August Leopold Crelle and his Journal

August Leopold Crelle (1780-1855)

August Leopold Crelle (1780-1855)

On March 11, 1780, German mathematician and civil engineer August Leopold Crelle was born. Crelle is best known for being the founder of Journal für die reine und angewandte Mathematik (also known as Crelle’s Journal). He also worked on the construction and planning of roads and the first railway in Germany, which was completed in 1838.

“The real purpose of mathematics is to be the means to illuminate reason and to exercise spiritual forces.” – August Leopold Crelle

August Crelle was born in Eichwerder near Wriezen, Prussia, today on the eastern border of Germany to Poland. His father Christian Gottfried Crelle was an impoverished dike reeve and master builder, who had little in the way of income to be able to give his son a good education. Crelle was therefore largely self-taught, studying civil engineering. Had his family had the resources, then Crelle would have studied mathematics at university. He always had a love of mathematics but earning money was a necessity for him. He succeeded to secure a job as a civil engineer in the service of the Prussian Government and worked for the Prussian Ministry of the Interior on the construction and planning of roads and the one of the first railways in Germany (completed in 1838) between Berlin and Potsdam.[1] He finally obtained the rank of Geheimer Oberbaurat and was made a member of the Oberbaudirektion, under the Prussian Ministry of the Interior.[3]

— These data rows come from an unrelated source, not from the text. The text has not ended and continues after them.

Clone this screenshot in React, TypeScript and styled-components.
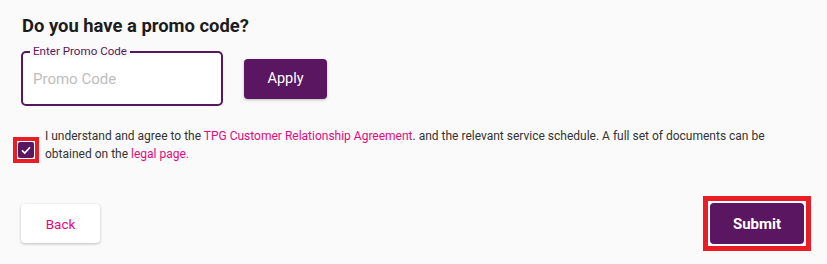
import React, { useState } from 'react'
import styled, { createGlobalStyle } from 'styled-components'

const GlobalStyle = createGlobalStyle`
  body {
    margin: 0;
    background: #fafafa;
    font-family: Roboto, "Liberation Sans", Arial, sans-serif;
    color: #333;
  }
`

const PURPLE = '#5a1660'
const PINK = '#e5097f'
const RED = '#ec1c24'

const Page = styled.div`
  width: 827px;
  height: 264px;
  box-sizing: border-box;
  padding: 14px 23px 0 21px;
`

const Heading = styled.h2`
  margin: 0 0 0 1px;
  font-size: 18.4px;
  font-weight: 700;
  color: #1c1c1c;
  line-height: 24px;
`

const PromoRow = styled.div`
  display: flex;
  align-items: center;
  gap: 21px;
  margin-top: 13px;
`

const Field = styled.label`
  position: relative;
  display: flex;
  align-items: center;
  width: 202px;
  height: 55px;
  box-sizing: border-box;
  border: 2px solid ${PURPLE};
  border-radius: 5px;
  background: #fff;
  padding: 0 10px;
`

const FieldLabel = styled.span`
  position: absolute;
  top: -8px;
  left: 7px;
  padding: 0 3px;
  background: #fafafa;
  font-size: 11.6px;
  line-height: 13px;
  color: ${PURPLE};
`

const Input = styled.input`
  border: none;
  outline: none;
  background: transparent;
  width: 100%;
  font-family: inherit;
  font-size: 15px;
  color: #333;
  padding: 0;
  caret-color: #333;
  &::placeholder {
    color: #bdbdbd;
  }
`

const Button = styled.button<{ $variant: 'primary' | 'secondary'; $bold?: boolean }>`
  border: none;
  border-radius: 4px;
  font-family: inherit;
  cursor: pointer;
  background: ${(p) => (p.$variant === 'primary' ? PURPLE : '#fff')};
  color: ${(p) => (p.$variant === 'primary' ? '#fff' : PINK)};
  font-weight: ${(p) => (p.$bold ? 700 : 400)};
  box-shadow: 0 1px 3px rgba(0, 0, 0, 0.25);
`

const ApplyButton = styled(Button)`
  width: 83px;
  height: 40px;
  font-size: 14.5px;
`

/* red square highlight drawn around a control */
const Highlight = styled.span<{ $thick: number; $gap: number }>`
  display: inline-flex;
  flex: none;
  border: ${(p) => p.$thick}px solid ${RED};
  padding: ${(p) => p.$gap}px;
  background: #fff;
`

const AgreeRow = styled.div`
  display: flex;
  align-items: flex-start;
  gap: 6px;
  margin-top: 21px;
  margin-left: -8px;
`

const CheckWrap = styled(Highlight)`
  margin-top: 10px;
`

const Check = styled.span`
  width: 16px;
  height: 16px;
  border-radius: 2px;
  background: ${PURPLE};
  display: flex;
  align-items: center;
  justify-content: center;
`

const AgreeText = styled.p`
  margin: 0;
  max-width: 740px;
  font-size: 12px;
  line-height: 18px;
  color: #333;
`

const TextLink = styled.a`
  color: ${PINK};
  text-decoration: none;
`

const Footer = styled.div`
  display: flex;
  justify-content: space-between;
  align-items: center;
  margin-top: 33px;
  margin-right: -7px;
`

const BackButton = styled(Button)`
  width: 79px;
  height: 39px;
  font-size: 13.5px;
`

const SubmitButton = styled(Button)`
  width: 94px;
  height: 41px;
  font-size: 15px;
  box-shadow: none;
`

export default function App() {
  const [code, setCode] = useState('')
  return (
    <Page>
      <GlobalStyle />
      <Heading>Do you have a promo code?</Heading>
      <PromoRow>
        <Field>
          <FieldLabel>Enter Promo Code</FieldLabel>
          <Input
            autoFocus
            placeholder="Promo Code"
            value={code}
            onChange={(e) => setCode(e.target.value)}
          />
        </Field>
        <ApplyButton $variant="primary">Apply</ApplyButton>
      </PromoRow>
      <AgreeRow>
        <CheckWrap $thick={4} $gap={1}>
          <Check>
            <svg width="12" height="12" viewBox="0 0 12 12">
              <path d="M2 6.3 L4.8 9 L10 3.2" fill="none" stroke="#fff" strokeWidth="1.6" />
            </svg>
          </Check>
        </CheckWrap>
        <AgreeText>
          I understand and agree to the{' '}
          <TextLink href="#">TPG Customer Relationship Agreement</TextLink>. and the relevant
          service schedule. A full set of documents can be obtained on the{' '}
          <TextLink href="#">legal page.</TextLink>
        </AgreeText>
      </AgreeRow>
      <Footer>
        <BackButton $variant="secondary">Back</BackButton>
        <Highlight $thick={5} $gap={2}>
          <SubmitButton $variant="primary" $bold>
            Submit
          </SubmitButton>
        </Highlight>
      </Footer>
    </Page>
  )
}
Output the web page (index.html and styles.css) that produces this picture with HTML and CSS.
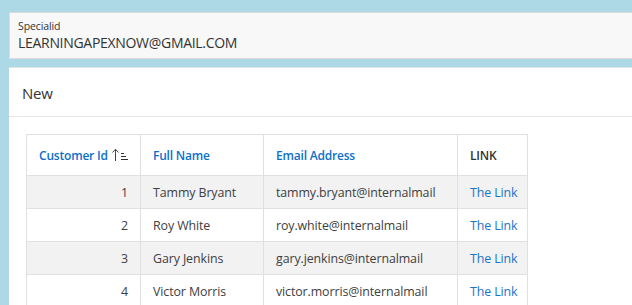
FILE: index.html
```html
<!DOCTYPE html>
<html>
<head>
<meta charset="utf-8">
<link rel="stylesheet" href="styles.css">
</head>
<body>
<div class="page">
  <div class="field-card">
    <div class="field-label">Specialid</div>
    <div class="field-value">LEARNINGAPEXNOW@GMAIL.COM</div>
  </div>
  <div class="region">
    <div class="region-header">New</div>
    <div class="region-body">
      <table class="report">
        <thead>
          <tr>
            <th class="col-id sortable">Customer Id <svg class="sort-icon" width="17" height="14" viewBox="0 0 17 14"><path d="M4.5 13V1.5M1.5 4.5L4.5 1.2L7.5 4.5" fill="none" stroke="#444" stroke-width="1"/><path d="M10 5.5h3M10 8.5h5M10 11.5h7" stroke="#333" stroke-width="1"/></svg></th>
            <th class="col-name sortable">Full Name</th>
            <th class="col-email sortable">Email Address</th>
            <th class="col-link">LINK</th>
          </tr>
        </thead>
        <tbody>
          <tr><td class="num">1</td><td>Tammy Bryant</td><td>tammy.bryant@internalmail</td><td><a href="#">The Link</a></td></tr>
          <tr><td class="num">2</td><td>Roy White</td><td>roy.white@internalmail</td><td><a href="#">The Link</a></td></tr>
          <tr><td class="num">3</td><td>Gary Jenkins</td><td>gary.jenkins@internalmail</td><td><a href="#">The Link</a></td></tr>
          <tr><td class="num">4</td><td>Victor Morris</td><td>victor.morris@internalmail</td><td><a href="#">The Link</a></td></tr>
        </tbody>
      </table>
    </div>
  </div>
</div>
</body>
</html>
```
FILE: styles.css
```css
html, body {
  margin: 0;
  padding: 0;
  background: #add8e6;
  overflow: hidden;
}
body {
  font-family: "Open Sans", "Noto Sans", sans-serif;
  color: #333;
}
.page {
  padding: 12px 0 0 9px;
  display: flex;
  flex-direction: column;
  gap: 8px;
}
.field-card {
  background: #f8f8f8;
  border: 1px solid #dcdcdc;
  border-right: none;
  padding: 6px 0 0 8px;
  box-sizing: border-box;
  height: 47px;
}
.field-label {
  font-size: 10.5px;
  color: #333;
  line-height: 14px;
  letter-spacing: -0.1px;
}
.field-value {
  font-size: 14px;
  color: #333;
  line-height: 20px;
  letter-spacing: -0.3px;
}
.region {
  background: #fff;
  border-top: 1px solid #e2e2e2;
}
.region-header {
  height: 49px;
  box-sizing: border-box;
  padding: 15px 0 0 13px;
  font-size: 15px;
  color: #333;
  border-bottom: 1px solid #e6e6e6;
  letter-spacing: -0.2px;
}
.region-body {
  padding: 17px 0 0 17px;
}
.report {
  border-collapse: collapse;
  table-layout: fixed;
  width: 502px;
  font-size: 12.4px;
  letter-spacing: -0.1px;
}
.report th, .report td {
  border: 1px solid #e0e0e0;
  padding: 0 12px 0 12px;
  text-align: left;
  white-space: nowrap;
  overflow: visible;
}
.report th {
  height: 40px;
  font-weight: 600;
  font-size: 12px;
  letter-spacing: -0.2px;
  color: #333;
  background: #fff;
}
.report th.sortable {
  color: #0b6fcb;
}
.report td {
  height: 32px;
  color: #404040;
}
.report tbody tr:nth-child(odd) td {
  background: #f2f2f2;
}
.col-id { width: 89px; }
.col-name { width: 98px; }
.col-email { width: 169px; }
.col-link { width: 45px; }
.report td.num {
  text-align: right;
}
.sort-icon {
  vertical-align: -2px;
}
.report a {
  color: #1a73c8;
  text-decoration: none;
}
```
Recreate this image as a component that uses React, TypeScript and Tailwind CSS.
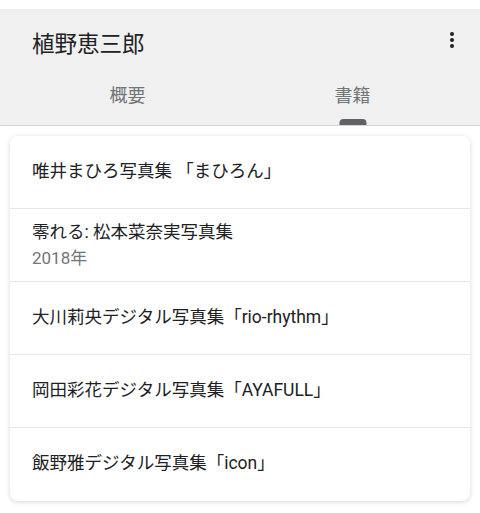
import React from "react";

const rows: { title: string; sub?: string }[] = [
  { title: "唯井まひろ写真集 「まひろん」" },
  { title: "零れる: 松本菜奈実写真集", sub: "2018年" },
  { title: "大川莉央デジタル写真集「rio-rhythm」" },
  { title: "岡田彩花デジタル写真集「AYAFULL」" },
  { title: "飯野雅デジタル写真集「icon」" },
];

export default function App() {
  return (
    <div
      className="w-[480px] h-[513px] bg-white overflow-hidden"
      style={{ fontFamily: "Roboto, 'Noto Sans CJK JP', sans-serif" }}
    >
      <div className="h-[9px] bg-white" />
      <div className="bg-[#f0f0f0] border-b border-[#d4d4d4]">
        <div className="h-[52px] flex justify-between pl-[32px] pr-[16px]">
          <div className="pt-[20px] text-[22.5px] leading-[30px] text-[#202124]">植野恵三郎</div>
          <svg width="24" height="24" viewBox="0 0 24 24" className="mt-[19px]" fill="#202124">
            <circle cx="12" cy="6" r="2" />
            <circle cx="12" cy="12" r="2" />
            <circle cx="12" cy="18" r="2" />
          </svg>
        </div>
        <div className="h-[64px] grid grid-cols-2 px-[15px]">
          <div className="flex items-start justify-center pt-[23px] text-[18px] leading-[24px] text-[#70757a]">
            概要
          </div>
          <div className="relative flex items-start justify-center pt-[23px] text-[18px] leading-[24px] text-[#70757a]">
            書籍
            <div className="absolute bottom-0 left-1/2 -translate-x-1/2 w-[27px] h-[6px] rounded-t-[4px] bg-[#5f6368]" />
          </div>
        </div>
      </div>
      <div className="mt-[10px] mx-[10px] bg-white rounded-[8px] shadow-[0_1px_5px_rgba(0,0,0,0.16)] overflow-hidden">
        {rows.map((r, i) => (
          <div
            key={i}
            className={`h-[73px] pl-[22px] ${i < rows.length - 1 ? "border-b border-[#e8e8e8]" : ""} ${
              r.sub ? "pt-[11px]" : "pt-[23px]"
            }`}
          >
            <div className={`text-[17.5px] text-[#202124] ${r.sub ? "leading-[25px]" : "leading-[24px]"}`}>{r.title}</div>
            {r.sub && <div className="text-[17px] leading-[26px] text-[#70757a]">{r.sub}</div>}
          </div>
        ))}
      </div>
    </div>
  );
}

He spent a great deal of time working on mathematics and achieved a remarkable level considering that he had never been formally taught, and when he was 36 years old he submitted a thesis De calculi variabilium in geometria et arte mechanica usu to the University of Heidelberg and was duly awarded a doctorate.[1] That same year in a little book Über einiger Eigenschaften des ebenen geradlinigen Dreiecks (On Some Properties of Plane Rectilinear Triangles), Crelle demonstrated how to determine a point in the interior of a triangle such that the lines joining this point to the vertices of the triangle and the sides of the triangle make equal angles.[4]

Crelle founded a journal devoted entirely to mathematics Journal für die reine und angewandte Mathematik (Journal for Pure and Applied Mathematics) in 1826, which is often referred to as Crelle’s Journal and which he edited until his death. Although not the first such journal, that honor goes to the Annales de Mathématiques Pures et Appliquées, founded by Joseph-Diaz Gergonne in 1810, which lasted until 1831. However, Crelle’s was the first periodical devoted exclusively to mathematical research.[4] It was organised quite differently from journals that existed at that time since these other journals were basically reporting meetings of Academies and Learned Societies where papers were read. Crelle was very much in control of the journal, and he acted as editor-in-chief for the first 52 volumes.[1] His journal introduced the work of many new young mathematicians and promoted mathematics instruction. Mathematicians such as Dirichlet, Eisenstein, Grassmann, Hesse, Jacobi, Kummer, Lobachevsky, Möbius, Plücker, von Staudt, Steiner, and Weierstrass all had their early works made famous by publication in Crelle’s journal.[4]

Crelle had the strong ability to spot exceptional talent in young mathematicians. He realised the importance of Norwegian mathematician Niels Henrik Abel‘s work and published several articles by him in this first volume, including his proof of the insolubility of the quintic equation by radicals. Without Crelle, Abel would have remained unknown to the world due to his early death with only 26 years. But Abel was only one of many young mathematicians who benefited from acquaintance with the mathematical enthusiast of limited ability. Crelle also mentored the self-taught Swiss mathematical genius Jakob Steiner, often called “the greatest geometer since Apollonius.”[4]

In 1828 Crelle transferred from the Ministry of the Interior to the Ministry of Education, where he was employed as advisor on mathematics, particularly on the teaching of mathematics in high schools, technical high schools, and teachers colleges. During the summer of 1830, on an official tour to France, he studied the French methods of teaching mathematics. In his report to the ministry Crelle praised the organization of mathematical education in France but criticized the heavy emphasis on applied mathematics. In line with the neo-humanistic ideals then current in Germany, he maintained that the true purpose of mathematical teaching lies in the enlightenment of the human mind and the development of rational thinking.[3]

However, he became keen to bring the model of the École Polytechnique to Germany for this was the French route to train high quality teachers. One of the outcomes of his involvement with teaching of mathematics in schools was that he published a large number of textbooks and published multiplication tables that went through many editions. Crelle was elected to the Berlin Academy in 1827 with the strong support of Alexander von Humboldt. Crelle wrote many mathematical and technical papers, textbooks, and mathematical tables and translated works by Lagrange and Legendre. Except for his Rechentafeln, these are now mostly forgotten. Also, for many years he published Journal für die Baukunst. Although beginning in the 1830’s his health declined until he was hardly able to walk, Crelle continued to further the course of mathematics, even at great personal sacrifice.[3]